* **Data**

'''

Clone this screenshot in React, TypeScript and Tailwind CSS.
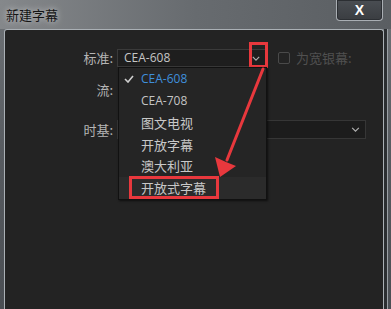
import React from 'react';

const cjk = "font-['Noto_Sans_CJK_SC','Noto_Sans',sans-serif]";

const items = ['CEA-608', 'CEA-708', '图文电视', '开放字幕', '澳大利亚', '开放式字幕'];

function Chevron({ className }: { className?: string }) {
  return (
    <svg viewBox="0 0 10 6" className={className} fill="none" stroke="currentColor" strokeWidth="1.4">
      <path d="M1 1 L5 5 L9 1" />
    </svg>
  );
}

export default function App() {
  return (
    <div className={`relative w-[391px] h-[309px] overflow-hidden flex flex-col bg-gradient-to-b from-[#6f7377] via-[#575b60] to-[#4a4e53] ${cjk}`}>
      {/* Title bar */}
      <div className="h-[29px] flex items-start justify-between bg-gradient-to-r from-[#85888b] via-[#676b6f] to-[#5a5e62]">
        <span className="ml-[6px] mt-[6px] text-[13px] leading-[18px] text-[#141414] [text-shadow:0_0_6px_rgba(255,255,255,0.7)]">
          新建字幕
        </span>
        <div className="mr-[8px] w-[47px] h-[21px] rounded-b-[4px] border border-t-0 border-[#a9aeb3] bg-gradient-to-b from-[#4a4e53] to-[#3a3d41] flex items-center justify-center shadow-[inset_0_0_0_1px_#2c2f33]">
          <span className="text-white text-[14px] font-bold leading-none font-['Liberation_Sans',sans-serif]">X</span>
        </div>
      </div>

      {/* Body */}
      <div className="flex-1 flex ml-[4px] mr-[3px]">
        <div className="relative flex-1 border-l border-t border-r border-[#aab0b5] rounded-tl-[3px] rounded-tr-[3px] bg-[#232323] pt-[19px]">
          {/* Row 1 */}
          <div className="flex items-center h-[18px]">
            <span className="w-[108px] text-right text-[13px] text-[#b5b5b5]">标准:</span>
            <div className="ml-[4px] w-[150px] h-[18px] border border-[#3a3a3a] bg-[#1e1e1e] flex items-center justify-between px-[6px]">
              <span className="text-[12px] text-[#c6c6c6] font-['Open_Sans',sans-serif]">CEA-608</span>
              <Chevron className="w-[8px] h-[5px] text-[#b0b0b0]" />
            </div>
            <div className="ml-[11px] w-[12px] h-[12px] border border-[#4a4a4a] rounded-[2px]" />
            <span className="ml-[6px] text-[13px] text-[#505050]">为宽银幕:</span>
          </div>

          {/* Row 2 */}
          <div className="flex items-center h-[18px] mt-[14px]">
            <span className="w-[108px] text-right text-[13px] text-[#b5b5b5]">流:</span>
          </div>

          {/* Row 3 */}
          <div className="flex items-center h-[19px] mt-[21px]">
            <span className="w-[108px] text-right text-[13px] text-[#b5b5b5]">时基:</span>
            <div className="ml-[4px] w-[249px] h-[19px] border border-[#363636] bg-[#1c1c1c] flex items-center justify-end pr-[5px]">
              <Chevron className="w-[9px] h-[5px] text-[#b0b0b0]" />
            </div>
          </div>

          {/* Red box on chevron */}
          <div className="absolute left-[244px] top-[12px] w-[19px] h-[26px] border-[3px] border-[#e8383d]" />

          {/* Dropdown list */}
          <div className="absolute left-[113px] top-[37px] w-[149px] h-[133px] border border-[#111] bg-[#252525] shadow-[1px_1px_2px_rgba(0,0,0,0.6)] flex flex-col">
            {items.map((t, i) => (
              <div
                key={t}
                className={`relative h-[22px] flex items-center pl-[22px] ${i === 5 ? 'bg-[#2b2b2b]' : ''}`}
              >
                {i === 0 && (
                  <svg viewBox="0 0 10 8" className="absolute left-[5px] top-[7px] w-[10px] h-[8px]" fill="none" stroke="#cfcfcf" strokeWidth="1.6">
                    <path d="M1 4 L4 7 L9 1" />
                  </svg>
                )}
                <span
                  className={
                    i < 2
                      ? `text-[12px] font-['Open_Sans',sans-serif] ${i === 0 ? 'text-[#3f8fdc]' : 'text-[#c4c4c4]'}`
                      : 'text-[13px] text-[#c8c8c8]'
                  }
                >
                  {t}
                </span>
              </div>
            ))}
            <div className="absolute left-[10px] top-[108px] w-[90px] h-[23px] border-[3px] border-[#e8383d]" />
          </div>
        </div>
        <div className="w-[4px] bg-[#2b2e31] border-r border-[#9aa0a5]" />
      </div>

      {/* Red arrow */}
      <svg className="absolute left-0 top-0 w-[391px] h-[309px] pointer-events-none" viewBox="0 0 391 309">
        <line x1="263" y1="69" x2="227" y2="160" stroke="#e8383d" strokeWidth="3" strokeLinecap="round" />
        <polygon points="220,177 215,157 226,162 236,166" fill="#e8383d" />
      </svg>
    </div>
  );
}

'''

Please write out all of the material above without changing a word, and omit any pictures.

* **Solution**
Clone this screenshot in React, TypeScript and Tailwind CSS.
import React from 'react';

const cjk = "font-['Noto_Sans_CJK_SC','Noto_Sans',sans-serif]";

const items = ['CEA-608', 'CEA-708', '图文电视', '开放字幕', '澳大利亚', '开放式字幕'];

function Chevron({ className }: { className?: string }) {
  return (
    <svg viewBox="0 0 10 6" className={className} fill="none" stroke="currentColor" strokeWidth="1.4">
      <path d="M1 1 L5 5 L9 1" />
    </svg>
  );
}

export default function App() {
  return (
    <div className={`relative w-[391px] h-[309px] overflow-hidden flex flex-col bg-gradient-to-b from-[#6f7377] via-[#575b60] to-[#4a4e53] ${cjk}`}>
      {/* Title bar */}
      <div className="h-[29px] flex items-start justify-between bg-gradient-to-r from-[#85888b] via-[#676b6f] to-[#5a5e62]">
        <span className="ml-[6px] mt-[6px] text-[13px] leading-[18px] text-[#141414] [text-shadow:0_0_6px_rgba(255,255,255,0.7)]">
          新建字幕
        </span>
        <div className="mr-[8px] w-[47px] h-[21px] rounded-b-[4px] border border-t-0 border-[#a9aeb3] bg-gradient-to-b from-[#4a4e53] to-[#3a3d41] flex items-center justify-center shadow-[inset_0_0_0_1px_#2c2f33]">
          <span className="text-white text-[14px] font-bold leading-none font-['Liberation_Sans',sans-serif]">X</span>
        </div>
      </div>

      {/* Body */}
      <div className="flex-1 flex ml-[4px] mr-[3px]">
        <div className="relative flex-1 border-l border-t border-r border-[#aab0b5] rounded-tl-[3px] rounded-tr-[3px] bg-[#232323] pt-[19px]">
          {/* Row 1 */}
          <div className="flex items-center h-[18px]">
            <span className="w-[108px] text-right text-[13px] text-[#b5b5b5]">标准:</span>
            <div className="ml-[4px] w-[150px] h-[18px] border border-[#3a3a3a] bg-[#1e1e1e] flex items-center justify-between px-[6px]">
              <span className="text-[12px] text-[#c6c6c6] font-['Open_Sans',sans-serif]">CEA-608</span>
              <Chevron className="w-[8px] h-[5px] text-[#b0b0b0]" />
            </div>
            <div className="ml-[11px] w-[12px] h-[12px] border border-[#4a4a4a] rounded-[2px]" />
            <span className="ml-[6px] text-[13px] text-[#505050]">为宽银幕:</span>
          </div>

          {/* Row 2 */}
          <div className="flex items-center h-[18px] mt-[14px]">
            <span className="w-[108px] text-right text-[13px] text-[#b5b5b5]">流:</span>
          </div>

          {/* Row 3 */}
          <div className="flex items-center h-[19px] mt-[21px]">
            <span className="w-[108px] text-right text-[13px] text-[#b5b5b5]">时基:</span>
            <div className="ml-[4px] w-[249px] h-[19px] border border-[#363636] bg-[#1c1c1c] flex items-center justify-end pr-[5px]">
              <Chevron className="w-[9px] h-[5px] text-[#b0b0b0]" />
            </div>
          </div>

          {/* Red box on chevron */}
          <div className="absolute left-[244px] top-[12px] w-[19px] h-[26px] border-[3px] border-[#e8383d]" />

          {/* Dropdown list */}
          <div className="absolute left-[113px] top-[37px] w-[149px] h-[133px] border border-[#111] bg-[#252525] shadow-[1px_1px_2px_rgba(0,0,0,0.6)] flex flex-col">
            {items.map((t, i) => (
              <div
                key={t}
                className={`relative h-[22px] flex items-center pl-[22px] ${i === 5 ? 'bg-[#2b2b2b]' : ''}`}
              >
                {i === 0 && (
                  <svg viewBox="0 0 10 8" className="absolute left-[5px] top-[7px] w-[10px] h-[8px]" fill="none" stroke="#cfcfcf" strokeWidth="1.6">
                    <path d="M1 4 L4 7 L9 1" />
                  </svg>
                )}
                <span
                  className={
                    i < 2
                      ? `text-[12px] font-['Open_Sans',sans-serif] ${i === 0 ? 'text-[#3f8fdc]' : 'text-[#c4c4c4]'}`
                      : 'text-[13px] text-[#c8c8c8]'
                  }
                >
                  {t}
                </span>
              </div>
            ))}
            <div className="absolute left-[10px] top-[108px] w-[90px] h-[23px] border-[3px] border-[#e8383d]" />
          </div>
        </div>
        <div className="w-[4px] bg-[#2b2e31] border-r border-[#9aa0a5]" />
      </div>

      {/* Red arrow */}
      <svg className="absolute left-0 top-0 w-[391px] h-[309px] pointer-events-none" viewBox="0 0 391 309">
        <line x1="263" y1="69" x2="227" y2="160" stroke="#e8383d" strokeWidth="3" strokeLinecap="round" />
        <polygon points="220,177 215,157 226,162 236,166" fill="#e8383d" />
      </svg>
    </div>
  );
}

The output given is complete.